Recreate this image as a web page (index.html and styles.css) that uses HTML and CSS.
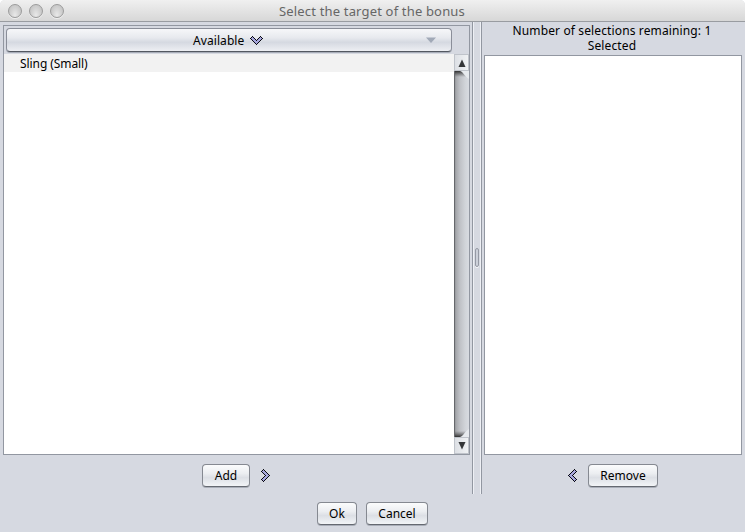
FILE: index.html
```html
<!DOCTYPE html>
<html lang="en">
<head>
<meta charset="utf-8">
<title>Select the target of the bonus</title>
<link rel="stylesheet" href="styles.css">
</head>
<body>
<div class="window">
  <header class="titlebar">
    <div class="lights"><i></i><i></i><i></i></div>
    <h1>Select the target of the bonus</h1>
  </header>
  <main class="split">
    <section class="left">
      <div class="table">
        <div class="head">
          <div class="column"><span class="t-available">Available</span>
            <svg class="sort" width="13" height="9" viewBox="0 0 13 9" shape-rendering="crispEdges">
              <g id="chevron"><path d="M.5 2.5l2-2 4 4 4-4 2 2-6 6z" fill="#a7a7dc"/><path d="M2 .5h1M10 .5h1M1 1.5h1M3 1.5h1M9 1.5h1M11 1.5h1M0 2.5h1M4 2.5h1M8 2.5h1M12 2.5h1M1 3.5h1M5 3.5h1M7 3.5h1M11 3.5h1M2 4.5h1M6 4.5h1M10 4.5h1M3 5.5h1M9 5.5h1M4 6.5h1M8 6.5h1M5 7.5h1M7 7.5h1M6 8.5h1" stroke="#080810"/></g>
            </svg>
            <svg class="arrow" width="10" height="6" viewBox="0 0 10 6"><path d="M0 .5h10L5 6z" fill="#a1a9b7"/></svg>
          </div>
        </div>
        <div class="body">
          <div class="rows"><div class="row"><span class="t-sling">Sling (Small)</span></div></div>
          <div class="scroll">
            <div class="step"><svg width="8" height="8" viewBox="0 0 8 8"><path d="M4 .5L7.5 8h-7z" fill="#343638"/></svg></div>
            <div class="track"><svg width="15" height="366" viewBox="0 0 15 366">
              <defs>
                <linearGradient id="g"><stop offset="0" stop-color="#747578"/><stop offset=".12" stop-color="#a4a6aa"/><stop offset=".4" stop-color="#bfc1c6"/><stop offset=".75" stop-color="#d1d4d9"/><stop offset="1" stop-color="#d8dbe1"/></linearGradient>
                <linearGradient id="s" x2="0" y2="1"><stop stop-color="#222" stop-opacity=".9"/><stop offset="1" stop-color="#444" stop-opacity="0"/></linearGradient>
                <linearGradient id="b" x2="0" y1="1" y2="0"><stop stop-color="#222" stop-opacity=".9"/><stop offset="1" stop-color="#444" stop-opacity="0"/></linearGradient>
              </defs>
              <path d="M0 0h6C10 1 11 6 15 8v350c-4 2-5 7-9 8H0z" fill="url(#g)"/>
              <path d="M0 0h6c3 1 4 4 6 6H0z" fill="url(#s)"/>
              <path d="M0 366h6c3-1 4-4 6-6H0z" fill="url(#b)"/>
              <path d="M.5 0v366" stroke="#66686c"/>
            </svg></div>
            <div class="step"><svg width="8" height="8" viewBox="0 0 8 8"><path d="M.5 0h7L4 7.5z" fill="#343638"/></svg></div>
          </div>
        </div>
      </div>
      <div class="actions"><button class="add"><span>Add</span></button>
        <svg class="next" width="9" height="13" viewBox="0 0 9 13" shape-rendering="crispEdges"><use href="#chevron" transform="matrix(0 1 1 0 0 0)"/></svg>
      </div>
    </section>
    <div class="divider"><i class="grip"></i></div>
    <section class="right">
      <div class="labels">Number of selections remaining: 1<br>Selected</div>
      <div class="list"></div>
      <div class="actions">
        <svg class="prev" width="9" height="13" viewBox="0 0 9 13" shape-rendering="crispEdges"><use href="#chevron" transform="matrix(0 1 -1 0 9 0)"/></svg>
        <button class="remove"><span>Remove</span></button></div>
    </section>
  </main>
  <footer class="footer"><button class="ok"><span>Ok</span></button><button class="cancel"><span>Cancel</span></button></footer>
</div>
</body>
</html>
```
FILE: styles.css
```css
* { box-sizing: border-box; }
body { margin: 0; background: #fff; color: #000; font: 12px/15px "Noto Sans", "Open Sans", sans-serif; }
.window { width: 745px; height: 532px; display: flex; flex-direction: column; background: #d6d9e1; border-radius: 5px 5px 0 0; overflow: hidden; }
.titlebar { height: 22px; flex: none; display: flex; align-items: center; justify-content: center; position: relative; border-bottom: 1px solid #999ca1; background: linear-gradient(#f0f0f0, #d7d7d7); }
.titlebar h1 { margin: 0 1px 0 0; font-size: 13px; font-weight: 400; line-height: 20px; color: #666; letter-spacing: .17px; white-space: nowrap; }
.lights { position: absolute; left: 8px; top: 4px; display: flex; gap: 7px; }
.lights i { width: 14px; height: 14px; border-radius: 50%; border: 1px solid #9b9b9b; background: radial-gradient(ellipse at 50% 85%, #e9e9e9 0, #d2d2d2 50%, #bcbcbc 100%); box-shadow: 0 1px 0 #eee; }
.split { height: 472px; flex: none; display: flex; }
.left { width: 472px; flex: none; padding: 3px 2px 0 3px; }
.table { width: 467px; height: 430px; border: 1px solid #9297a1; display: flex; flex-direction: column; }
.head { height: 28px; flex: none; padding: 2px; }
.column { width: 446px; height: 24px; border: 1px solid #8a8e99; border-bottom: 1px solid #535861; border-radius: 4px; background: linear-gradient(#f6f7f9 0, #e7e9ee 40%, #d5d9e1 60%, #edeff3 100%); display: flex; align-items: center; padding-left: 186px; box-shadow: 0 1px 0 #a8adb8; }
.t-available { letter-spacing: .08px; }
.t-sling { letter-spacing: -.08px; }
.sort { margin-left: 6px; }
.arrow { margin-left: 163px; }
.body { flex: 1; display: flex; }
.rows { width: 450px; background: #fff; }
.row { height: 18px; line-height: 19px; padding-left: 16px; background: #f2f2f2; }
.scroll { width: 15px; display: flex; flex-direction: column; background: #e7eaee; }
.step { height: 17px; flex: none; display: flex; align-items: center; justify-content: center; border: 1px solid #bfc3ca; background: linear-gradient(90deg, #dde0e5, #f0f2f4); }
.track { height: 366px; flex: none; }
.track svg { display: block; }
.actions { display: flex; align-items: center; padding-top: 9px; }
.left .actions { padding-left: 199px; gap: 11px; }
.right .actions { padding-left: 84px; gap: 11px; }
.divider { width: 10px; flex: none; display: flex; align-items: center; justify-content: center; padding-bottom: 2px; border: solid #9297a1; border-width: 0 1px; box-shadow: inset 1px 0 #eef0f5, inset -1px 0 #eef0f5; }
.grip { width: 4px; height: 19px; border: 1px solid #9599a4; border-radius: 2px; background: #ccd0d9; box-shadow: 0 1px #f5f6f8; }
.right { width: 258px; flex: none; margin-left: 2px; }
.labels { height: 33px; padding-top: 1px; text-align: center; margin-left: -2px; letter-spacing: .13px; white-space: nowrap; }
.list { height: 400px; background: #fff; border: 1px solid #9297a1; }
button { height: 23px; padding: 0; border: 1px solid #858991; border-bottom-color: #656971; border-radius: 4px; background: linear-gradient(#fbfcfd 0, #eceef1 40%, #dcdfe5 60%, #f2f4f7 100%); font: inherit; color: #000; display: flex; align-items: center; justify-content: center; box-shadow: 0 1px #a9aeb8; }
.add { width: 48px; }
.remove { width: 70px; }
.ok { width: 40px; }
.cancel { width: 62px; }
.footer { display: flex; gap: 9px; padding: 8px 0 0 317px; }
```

▬▬▬

→ Work to do
In your copy, leave out the pictures and reproduce the material above exactly.

→ Answer to this problem
Recreate this image as a web page (index.html and styles.css) that uses HTML and CSS.
FILE: index.html
```html
<!DOCTYPE html>
<html lang="en">
<head>
<meta charset="utf-8">
<title>Select the target of the bonus</title>
<link rel="stylesheet" href="styles.css">
</head>
<body>
<div class="window">
  <header class="titlebar">
    <div class="lights"><i></i><i></i><i></i></div>
    <h1>Select the target of the bonus</h1>
  </header>
  <main class="split">
    <section class="left">
      <div class="table">
        <div class="head">
          <div class="column"><span class="t-available">Available</span>
            <svg class="sort" width="13" height="9" viewBox="0 0 13 9" shape-rendering="crispEdges">
              <g id="chevron"><path d="M.5 2.5l2-2 4 4 4-4 2 2-6 6z" fill="#a7a7dc"/><path d="M2 .5h1M10 .5h1M1 1.5h1M3 1.5h1M9 1.5h1M11 1.5h1M0 2.5h1M4 2.5h1M8 2.5h1M12 2.5h1M1 3.5h1M5 3.5h1M7 3.5h1M11 3.5h1M2 4.5h1M6 4.5h1M10 4.5h1M3 5.5h1M9 5.5h1M4 6.5h1M8 6.5h1M5 7.5h1M7 7.5h1M6 8.5h1" stroke="#080810"/></g>
            </svg>
            <svg class="arrow" width="10" height="6" viewBox="0 0 10 6"><path d="M0 .5h10L5 6z" fill="#a1a9b7"/></svg>
          </div>
        </div>
        <div class="body">
          <div class="rows"><div class="row"><span class="t-sling">Sling (Small)</span></div></div>
          <div class="scroll">
            <div class="step"><svg width="8" height="8" viewBox="0 0 8 8"><path d="M4 .5L7.5 8h-7z" fill="#343638"/></svg></div>
            <div class="track"><svg width="15" height="366" viewBox="0 0 15 366">
              <defs>
                <linearGradient id="g"><stop offset="0" stop-color="#747578"/><stop offset=".12" stop-color="#a4a6aa"/><stop offset=".4" stop-color="#bfc1c6"/><stop offset=".75" stop-color="#d1d4d9"/><stop offset="1" stop-color="#d8dbe1"/></linearGradient>
                <linearGradient id="s" x2="0" y2="1"><stop stop-color="#222" stop-opacity=".9"/><stop offset="1" stop-color="#444" stop-opacity="0"/></linearGradient>
                <linearGradient id="b" x2="0" y1="1" y2="0"><stop stop-color="#222" stop-opacity=".9"/><stop offset="1" stop-color="#444" stop-opacity="0"/></linearGradient>
              </defs>
              <path d="M0 0h6C10 1 11 6 15 8v350c-4 2-5 7-9 8H0z" fill="url(#g)"/>
              <path d="M0 0h6c3 1 4 4 6 6H0z" fill="url(#s)"/>
              <path d="M0 366h6c3-1 4-4 6-6H0z" fill="url(#b)"/>
              <path d="M.5 0v366" stroke="#66686c"/>
            </svg></div>
            <div class="step"><svg width="8" height="8" viewBox="0 0 8 8"><path d="M.5 0h7L4 7.5z" fill="#343638"/></svg></div>
          </div>
        </div>
      </div>
      <div class="actions"><button class="add"><span>Add</span></button>
        <svg class="next" width="9" height="13" viewBox="0 0 9 13" shape-rendering="crispEdges"><use href="#chevron" transform="matrix(0 1 1 0 0 0)"/></svg>
      </div>
    </section>
    <div class="divider"><i class="grip"></i></div>
    <section class="right">
      <div class="labels">Number of selections remaining: 1<br>Selected</div>
      <div class="list"></div>
      <div class="actions">
        <svg class="prev" width="9" height="13" viewBox="0 0 9 13" shape-rendering="crispEdges"><use href="#chevron" transform="matrix(0 1 -1 0 9 0)"/></svg>
        <button class="remove"><span>Remove</span></button></div>
    </section>
  </main>
  <footer class="footer"><button class="ok"><span>Ok</span></button><button class="cancel"><span>Cancel</span></button></footer>
</div>
</body>
</html>
```
FILE: styles.css
```css
* { box-sizing: border-box; }
body { margin: 0; background: #fff; color: #000; font: 12px/15px "Noto Sans", "Open Sans", sans-serif; }
.window { width: 745px; height: 532px; display: flex; flex-direction: column; background: #d6d9e1; border-radius: 5px 5px 0 0; overflow: hidden; }
.titlebar { height: 22px; flex: none; display: flex; align-items: center; justify-content: center; position: relative; border-bottom: 1px solid #999ca1; background: linear-gradient(#f0f0f0, #d7d7d7); }
.titlebar h1 { margin: 0 1px 0 0; font-size: 13px; font-weight: 400; line-height: 20px; color: #666; letter-spacing: .17px; white-space: nowrap; }
.lights { position: absolute; left: 8px; top: 4px; display: flex; gap: 7px; }
.lights i { width: 14px; height: 14px; border-radius: 50%; border: 1px solid #9b9b9b; background: radial-gradient(ellipse at 50% 85%, #e9e9e9 0, #d2d2d2 50%, #bcbcbc 100%); box-shadow: 0 1px 0 #eee; }
.split { height: 472px; flex: none; display: flex; }
.left { width: 472px; flex: none; padding: 3px 2px 0 3px; }
.table { width: 467px; height: 430px; border: 1px solid #9297a1; display: flex; flex-direction: column; }
.head { height: 28px; flex: none; padding: 2px; }
.column { width: 446px; height: 24px; border: 1px solid #8a8e99; border-bottom: 1px solid #535861; border-radius: 4px; background: linear-gradient(#f6f7f9 0, #e7e9ee 40%, #d5d9e1 60%, #edeff3 100%); display: flex; align-items: center; padding-left: 186px; box-shadow: 0 1px 0 #a8adb8; }
.t-available { letter-spacing: .08px; }
.t-sling { letter-spacing: -.08px; }
.sort { margin-left: 6px; }
.arrow { margin-left: 163px; }
.body { flex: 1; display: flex; }
.rows { width: 450px; background: #fff; }
.row { height: 18px; line-height: 19px; padding-left: 16px; background: #f2f2f2; }
.scroll { width: 15px; display: flex; flex-direction: column; background: #e7eaee; }
.step { height: 17px; flex: none; display: flex; align-items: center; justify-content: center; border: 1px solid #bfc3ca; background: linear-gradient(90deg, #dde0e5, #f0f2f4); }
.track { height: 366px; flex: none; }
.track svg { display: block; }
.actions { display: flex; align-items: center; padding-top: 9px; }
.left .actions { padding-left: 199px; gap: 11px; }
.right .actions { padding-left: 84px; gap: 11px; }
.divider { width: 10px; flex: none; display: flex; align-items: center; justify-content: center; padding-bottom: 2px; border: solid #9297a1; border-width: 0 1px; box-shadow: inset 1px 0 #eef0f5, inset -1px 0 #eef0f5; }
.grip { width: 4px; height: 19px; border: 1px solid #9599a4; border-radius: 2px; background: #ccd0d9; box-shadow: 0 1px #f5f6f8; }
.right { width: 258px; flex: none; margin-left: 2px; }
.labels { height: 33px; padding-top: 1px; text-align: center; margin-left: -2px; letter-spacing: .13px; white-space: nowrap; }
.list { height: 400px; background: #fff; border: 1px solid #9297a1; }
button { height: 23px; padding: 0; border: 1px solid #858991; border-bottom-color: #656971; border-radius: 4px; background: linear-gradient(#fbfcfd 0, #eceef1 40%, #dcdfe5 60%, #f2f4f7 100%); font: inherit; color: #000; display: flex; align-items: center; justify-content: center; box-shadow: 0 1px #a9aeb8; }
.add { width: 48px; }
.remove { width: 70px; }
.ok { width: 40px; }
.cancel { width: 62px; }
.footer { display: flex; gap: 9px; padding: 8px 0 0 317px; }
```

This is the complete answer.